**SET PROBLEM**
Return all lines where the word "styles" can be found.

**RECORDED DATA**

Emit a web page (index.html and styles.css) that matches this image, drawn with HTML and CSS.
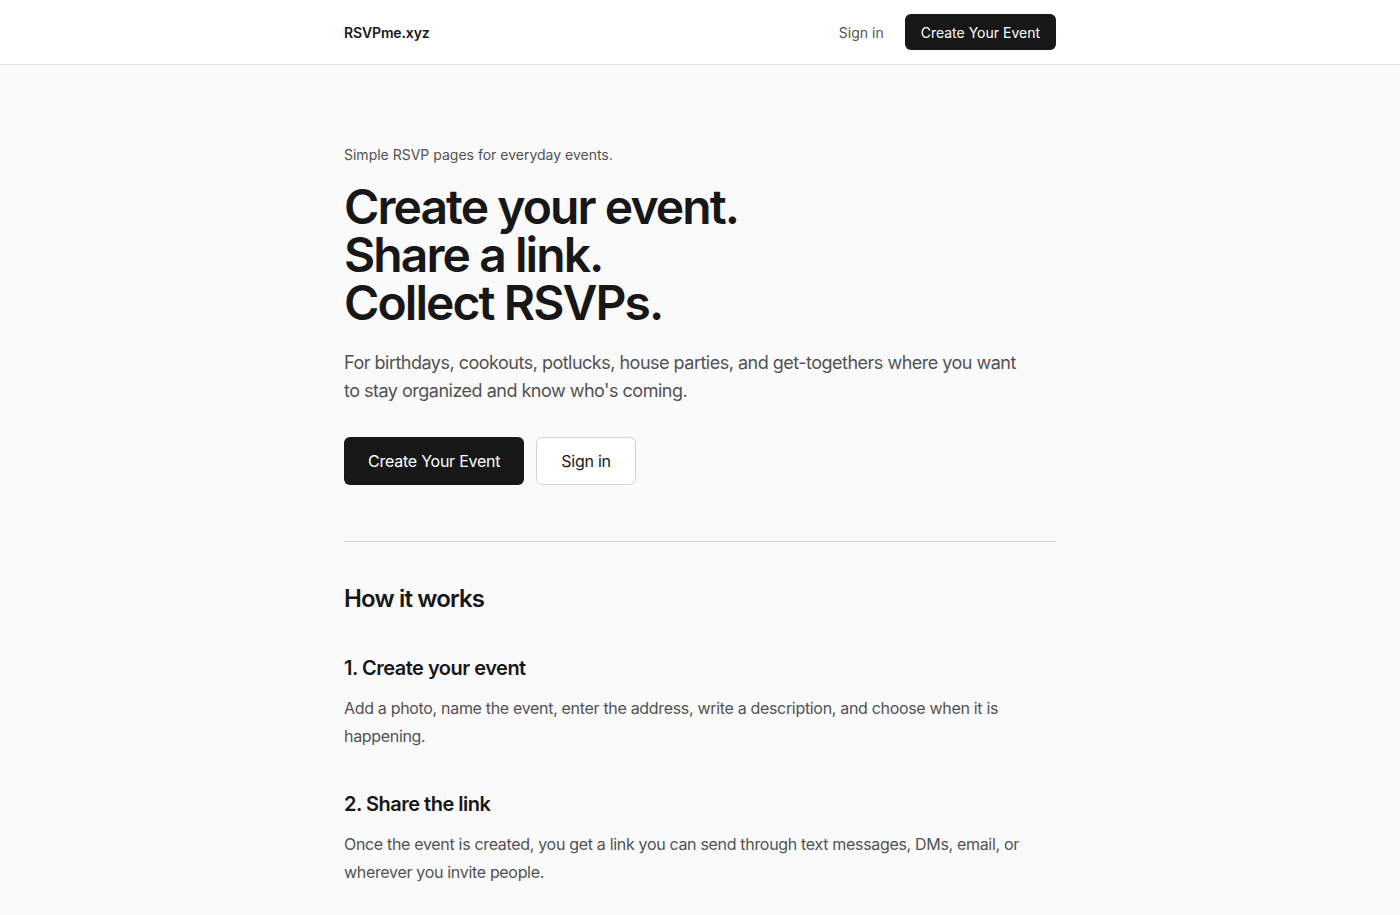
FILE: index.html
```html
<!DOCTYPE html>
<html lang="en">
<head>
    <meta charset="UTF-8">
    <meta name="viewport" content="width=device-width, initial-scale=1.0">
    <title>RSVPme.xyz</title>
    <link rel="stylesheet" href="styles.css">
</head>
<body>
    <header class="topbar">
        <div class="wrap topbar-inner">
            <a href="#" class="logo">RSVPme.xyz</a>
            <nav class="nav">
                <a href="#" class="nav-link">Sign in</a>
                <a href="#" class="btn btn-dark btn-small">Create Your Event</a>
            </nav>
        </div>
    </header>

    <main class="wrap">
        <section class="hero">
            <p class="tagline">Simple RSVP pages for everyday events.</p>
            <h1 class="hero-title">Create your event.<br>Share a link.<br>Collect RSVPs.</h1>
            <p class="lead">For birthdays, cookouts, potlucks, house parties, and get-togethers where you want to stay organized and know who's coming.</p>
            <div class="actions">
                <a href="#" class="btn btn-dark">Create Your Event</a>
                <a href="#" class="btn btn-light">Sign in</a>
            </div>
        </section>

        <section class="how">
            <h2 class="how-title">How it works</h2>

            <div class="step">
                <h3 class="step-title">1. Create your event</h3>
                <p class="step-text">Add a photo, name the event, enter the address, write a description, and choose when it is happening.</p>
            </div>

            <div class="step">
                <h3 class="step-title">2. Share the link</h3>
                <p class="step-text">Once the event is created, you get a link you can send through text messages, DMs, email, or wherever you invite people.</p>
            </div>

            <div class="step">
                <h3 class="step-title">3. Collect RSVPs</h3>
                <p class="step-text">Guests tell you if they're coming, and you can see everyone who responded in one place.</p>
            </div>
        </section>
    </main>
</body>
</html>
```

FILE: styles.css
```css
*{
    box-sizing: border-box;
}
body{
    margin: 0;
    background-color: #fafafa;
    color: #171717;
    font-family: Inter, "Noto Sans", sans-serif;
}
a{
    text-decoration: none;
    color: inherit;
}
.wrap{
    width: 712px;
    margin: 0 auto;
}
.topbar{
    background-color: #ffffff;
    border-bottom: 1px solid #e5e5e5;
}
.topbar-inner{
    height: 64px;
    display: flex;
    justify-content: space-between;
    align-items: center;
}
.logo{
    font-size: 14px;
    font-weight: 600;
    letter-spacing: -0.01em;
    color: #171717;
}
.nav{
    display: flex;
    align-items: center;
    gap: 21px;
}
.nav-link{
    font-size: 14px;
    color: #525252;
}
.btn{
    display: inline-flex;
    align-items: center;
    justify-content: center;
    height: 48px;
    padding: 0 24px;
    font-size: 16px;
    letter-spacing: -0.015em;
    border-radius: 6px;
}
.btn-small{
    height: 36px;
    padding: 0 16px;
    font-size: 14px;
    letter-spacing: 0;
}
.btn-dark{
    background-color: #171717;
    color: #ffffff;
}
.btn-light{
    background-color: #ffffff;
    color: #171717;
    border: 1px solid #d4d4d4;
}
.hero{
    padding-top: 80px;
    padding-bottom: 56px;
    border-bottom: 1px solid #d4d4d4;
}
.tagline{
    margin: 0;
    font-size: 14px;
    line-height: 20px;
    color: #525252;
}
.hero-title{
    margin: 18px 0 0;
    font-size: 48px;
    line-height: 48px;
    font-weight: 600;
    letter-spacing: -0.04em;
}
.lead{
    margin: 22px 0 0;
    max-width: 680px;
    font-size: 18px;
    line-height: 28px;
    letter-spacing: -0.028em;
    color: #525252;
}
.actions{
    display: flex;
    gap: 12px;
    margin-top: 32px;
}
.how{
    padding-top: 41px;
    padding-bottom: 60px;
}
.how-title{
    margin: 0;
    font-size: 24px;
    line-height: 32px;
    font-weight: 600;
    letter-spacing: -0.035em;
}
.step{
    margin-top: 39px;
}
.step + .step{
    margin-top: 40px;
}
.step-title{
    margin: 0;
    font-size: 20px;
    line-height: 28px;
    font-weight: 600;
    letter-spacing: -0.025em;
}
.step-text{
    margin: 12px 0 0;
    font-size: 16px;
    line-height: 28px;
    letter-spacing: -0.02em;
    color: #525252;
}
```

**EXERCISE RESPONSE**
Emit a web page (index.html and styles.css) that matches this image, drawn with HTML and CSS.
    <link rel="stylesheet" href="styles.css">
FILE: styles.css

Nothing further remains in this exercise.